Biogas has limited availability and electrolysis is still expensive, so that the current demand for natural gas will not yet be fully met with bio and synthetic gases. Like other energy conversions, converting hydrogen into electricity results in losses (+/- 25% calculated with the higher heating value). If hydrogen is used as a storage of electricity and the hydrogen is converted back into electricity with a fuel cell, the losses increase to 50%. However, that does not have to be an obstacle to the production of hydrogen using electrolysis because there is a wide range of energetic and non-energetic applications. The use of renewable electricity by capturing part of it in chemical bonds makes a much larger-scale application of electricity production from wind and sun possible, increasing its contribution to the energy transition. There are already plans for large-scale hydrogen production using electrolysis on islands in the North Sea, where electricity from offshore wind farms is used. Due to the fall in solar energy prices, production of hydrogen using electrolysis in sunny countries could become profitable and it could be exported. According to the International Energy Agency (IEA), ammonia is also a candidate for storing solar energy and exporting it to other countries.

Gaseous fuels will continue to be needed as feedstock, for heat production and for CO₂-neutral dispatchable electricity production.

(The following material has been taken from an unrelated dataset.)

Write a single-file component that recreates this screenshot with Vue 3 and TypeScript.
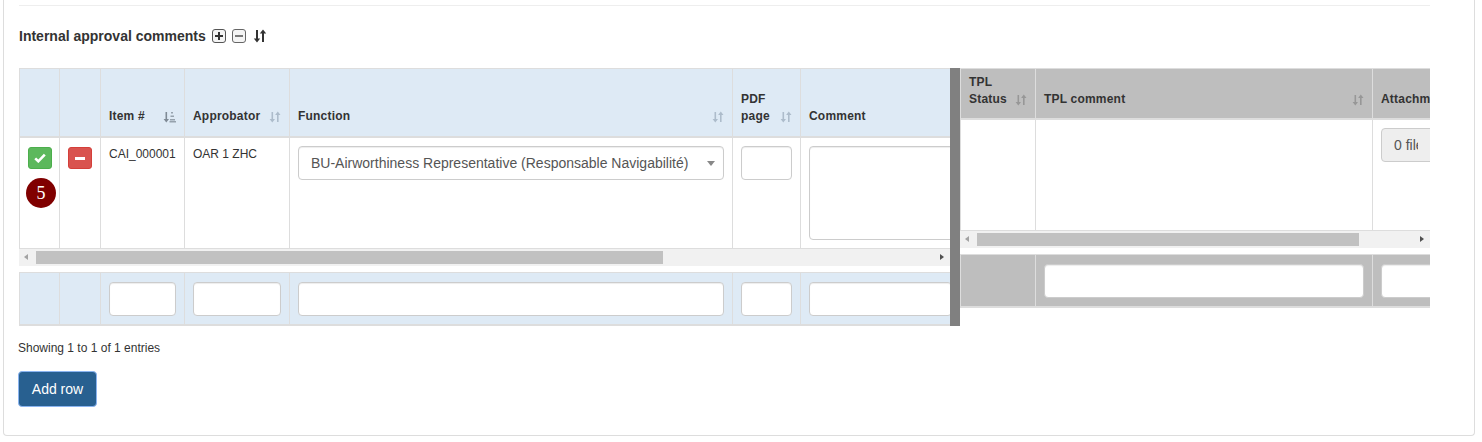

As stated, a complete electrification of the energy system is not considered to be feasible; the share of electricity will remain at around 50%, meaning that an equal amount will have to be filled in by other energy carriers. In addition to heating buildings, natural gas is used as a heat source in industry. Hydrogen will remain necessary as a raw material for the chemical industry. CO2-neutral dispatchable power will be required in the electricity supply, which is quite possible with gaseous fuels; also because there are already many gas-fired power stations and Combined Heat and Power (CHP) installations. All these applications could also be filled with renewable gas. However, availability is limited, which is a reason to use it where alternatives are not available or poorly available.